Data extract
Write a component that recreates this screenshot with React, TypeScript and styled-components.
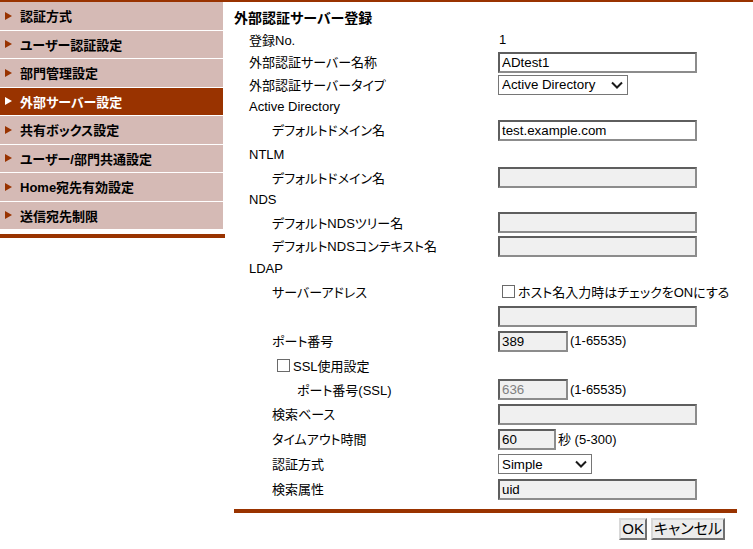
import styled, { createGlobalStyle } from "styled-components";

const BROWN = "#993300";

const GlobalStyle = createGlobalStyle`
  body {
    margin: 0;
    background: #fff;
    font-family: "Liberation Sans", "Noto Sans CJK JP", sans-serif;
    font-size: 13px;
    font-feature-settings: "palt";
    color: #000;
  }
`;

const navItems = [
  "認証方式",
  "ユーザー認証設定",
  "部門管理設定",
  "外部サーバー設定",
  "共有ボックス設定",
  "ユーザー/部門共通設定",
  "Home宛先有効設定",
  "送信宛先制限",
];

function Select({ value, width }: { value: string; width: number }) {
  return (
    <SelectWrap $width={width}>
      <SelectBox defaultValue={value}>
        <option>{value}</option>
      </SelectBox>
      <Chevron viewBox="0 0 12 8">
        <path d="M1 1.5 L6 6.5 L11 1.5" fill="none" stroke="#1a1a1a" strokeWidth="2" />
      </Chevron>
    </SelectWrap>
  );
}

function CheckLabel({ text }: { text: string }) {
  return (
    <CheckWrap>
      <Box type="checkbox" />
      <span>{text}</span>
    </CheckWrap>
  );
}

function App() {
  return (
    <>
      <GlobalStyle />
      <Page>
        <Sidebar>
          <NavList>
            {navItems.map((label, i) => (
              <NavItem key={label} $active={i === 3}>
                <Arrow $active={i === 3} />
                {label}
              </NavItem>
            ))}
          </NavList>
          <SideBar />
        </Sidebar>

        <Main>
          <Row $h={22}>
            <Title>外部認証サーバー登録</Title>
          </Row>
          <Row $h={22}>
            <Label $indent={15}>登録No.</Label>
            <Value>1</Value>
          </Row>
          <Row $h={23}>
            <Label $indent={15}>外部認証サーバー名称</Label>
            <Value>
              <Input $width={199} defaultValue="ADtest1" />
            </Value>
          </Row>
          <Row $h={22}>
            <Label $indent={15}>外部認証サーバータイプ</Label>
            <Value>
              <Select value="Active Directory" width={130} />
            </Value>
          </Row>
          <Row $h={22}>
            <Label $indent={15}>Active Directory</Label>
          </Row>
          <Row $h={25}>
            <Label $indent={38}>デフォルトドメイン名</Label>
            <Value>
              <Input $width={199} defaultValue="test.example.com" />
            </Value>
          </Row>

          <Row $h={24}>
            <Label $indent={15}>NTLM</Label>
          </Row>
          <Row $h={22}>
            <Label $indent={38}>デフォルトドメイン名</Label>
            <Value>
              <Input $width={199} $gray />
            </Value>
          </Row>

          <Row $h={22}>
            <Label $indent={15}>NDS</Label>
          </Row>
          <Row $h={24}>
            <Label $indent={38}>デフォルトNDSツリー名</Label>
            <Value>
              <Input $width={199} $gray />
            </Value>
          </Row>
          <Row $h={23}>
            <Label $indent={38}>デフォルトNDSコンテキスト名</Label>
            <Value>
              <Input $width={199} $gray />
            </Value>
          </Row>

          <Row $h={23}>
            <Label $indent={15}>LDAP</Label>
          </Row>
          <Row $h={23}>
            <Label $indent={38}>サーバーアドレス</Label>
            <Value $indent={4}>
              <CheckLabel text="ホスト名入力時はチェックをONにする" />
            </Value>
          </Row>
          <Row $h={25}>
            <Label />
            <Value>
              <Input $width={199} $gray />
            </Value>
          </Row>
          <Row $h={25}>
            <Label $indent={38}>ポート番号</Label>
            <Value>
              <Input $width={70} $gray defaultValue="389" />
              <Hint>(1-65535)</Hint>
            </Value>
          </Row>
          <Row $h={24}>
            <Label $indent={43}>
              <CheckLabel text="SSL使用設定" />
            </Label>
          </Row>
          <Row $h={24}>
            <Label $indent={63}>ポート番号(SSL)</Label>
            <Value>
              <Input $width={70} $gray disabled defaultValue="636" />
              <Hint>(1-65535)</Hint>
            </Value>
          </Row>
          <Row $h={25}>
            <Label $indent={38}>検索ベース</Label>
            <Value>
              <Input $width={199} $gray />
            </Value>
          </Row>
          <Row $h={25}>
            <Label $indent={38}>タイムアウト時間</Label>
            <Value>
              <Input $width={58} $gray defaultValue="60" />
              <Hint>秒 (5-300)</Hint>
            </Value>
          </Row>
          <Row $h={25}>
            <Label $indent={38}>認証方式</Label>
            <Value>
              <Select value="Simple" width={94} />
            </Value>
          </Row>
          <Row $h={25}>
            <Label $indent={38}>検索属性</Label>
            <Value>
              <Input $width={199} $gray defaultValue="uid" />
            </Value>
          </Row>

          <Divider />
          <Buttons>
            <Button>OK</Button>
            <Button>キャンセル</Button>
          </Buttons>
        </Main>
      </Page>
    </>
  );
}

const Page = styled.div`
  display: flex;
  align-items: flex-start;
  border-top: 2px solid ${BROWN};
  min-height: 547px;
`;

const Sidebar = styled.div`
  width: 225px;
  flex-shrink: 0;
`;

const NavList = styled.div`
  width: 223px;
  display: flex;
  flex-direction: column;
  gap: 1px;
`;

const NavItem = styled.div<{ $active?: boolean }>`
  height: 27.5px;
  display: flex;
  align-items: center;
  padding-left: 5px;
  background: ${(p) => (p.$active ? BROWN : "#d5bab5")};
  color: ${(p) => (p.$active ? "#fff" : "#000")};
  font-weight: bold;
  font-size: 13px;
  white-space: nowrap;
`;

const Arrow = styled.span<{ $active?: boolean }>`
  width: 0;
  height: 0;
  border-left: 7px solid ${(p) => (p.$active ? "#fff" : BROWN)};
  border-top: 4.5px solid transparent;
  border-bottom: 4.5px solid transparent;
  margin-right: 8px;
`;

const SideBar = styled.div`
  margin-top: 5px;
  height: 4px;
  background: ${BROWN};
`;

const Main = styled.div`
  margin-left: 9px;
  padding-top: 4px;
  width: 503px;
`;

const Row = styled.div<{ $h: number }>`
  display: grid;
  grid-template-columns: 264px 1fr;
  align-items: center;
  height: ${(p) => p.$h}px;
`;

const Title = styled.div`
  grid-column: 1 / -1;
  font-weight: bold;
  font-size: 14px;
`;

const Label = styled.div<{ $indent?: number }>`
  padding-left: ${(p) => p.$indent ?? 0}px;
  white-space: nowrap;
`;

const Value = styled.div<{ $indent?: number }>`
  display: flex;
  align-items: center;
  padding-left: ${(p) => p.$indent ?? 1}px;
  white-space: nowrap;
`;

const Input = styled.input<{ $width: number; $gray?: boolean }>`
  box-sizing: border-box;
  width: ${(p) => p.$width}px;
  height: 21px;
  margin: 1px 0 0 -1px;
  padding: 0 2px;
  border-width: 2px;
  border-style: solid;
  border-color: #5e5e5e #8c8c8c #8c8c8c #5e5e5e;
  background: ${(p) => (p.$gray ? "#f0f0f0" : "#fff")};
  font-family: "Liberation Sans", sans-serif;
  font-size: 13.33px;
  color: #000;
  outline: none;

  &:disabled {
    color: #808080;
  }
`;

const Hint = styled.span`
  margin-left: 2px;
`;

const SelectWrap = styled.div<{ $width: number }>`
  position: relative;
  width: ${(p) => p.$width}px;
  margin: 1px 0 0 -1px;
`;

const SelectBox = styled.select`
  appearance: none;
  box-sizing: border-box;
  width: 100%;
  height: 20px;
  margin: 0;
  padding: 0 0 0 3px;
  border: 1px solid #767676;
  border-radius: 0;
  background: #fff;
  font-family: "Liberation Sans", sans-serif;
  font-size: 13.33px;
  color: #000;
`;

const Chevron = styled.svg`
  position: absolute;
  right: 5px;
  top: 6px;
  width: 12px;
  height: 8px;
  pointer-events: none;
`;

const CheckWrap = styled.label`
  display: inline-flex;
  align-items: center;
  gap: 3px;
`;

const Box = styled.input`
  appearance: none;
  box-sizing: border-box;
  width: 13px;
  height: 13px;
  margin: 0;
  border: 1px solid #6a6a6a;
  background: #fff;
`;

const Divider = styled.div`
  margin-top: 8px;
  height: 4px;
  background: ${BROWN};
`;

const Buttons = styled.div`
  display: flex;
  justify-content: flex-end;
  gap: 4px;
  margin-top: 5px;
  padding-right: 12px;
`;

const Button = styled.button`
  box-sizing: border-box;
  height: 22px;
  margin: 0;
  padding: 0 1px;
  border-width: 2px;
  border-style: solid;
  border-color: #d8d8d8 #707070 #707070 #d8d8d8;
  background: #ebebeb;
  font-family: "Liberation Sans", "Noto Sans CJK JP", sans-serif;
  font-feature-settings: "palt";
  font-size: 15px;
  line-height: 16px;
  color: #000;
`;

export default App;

Problem to solve
Pick out all lines containing the string "components".

Task result
Write a component that recreates this screenshot with React, TypeScript and styled-components.
import styled, { createGlobalStyle } from "styled-components";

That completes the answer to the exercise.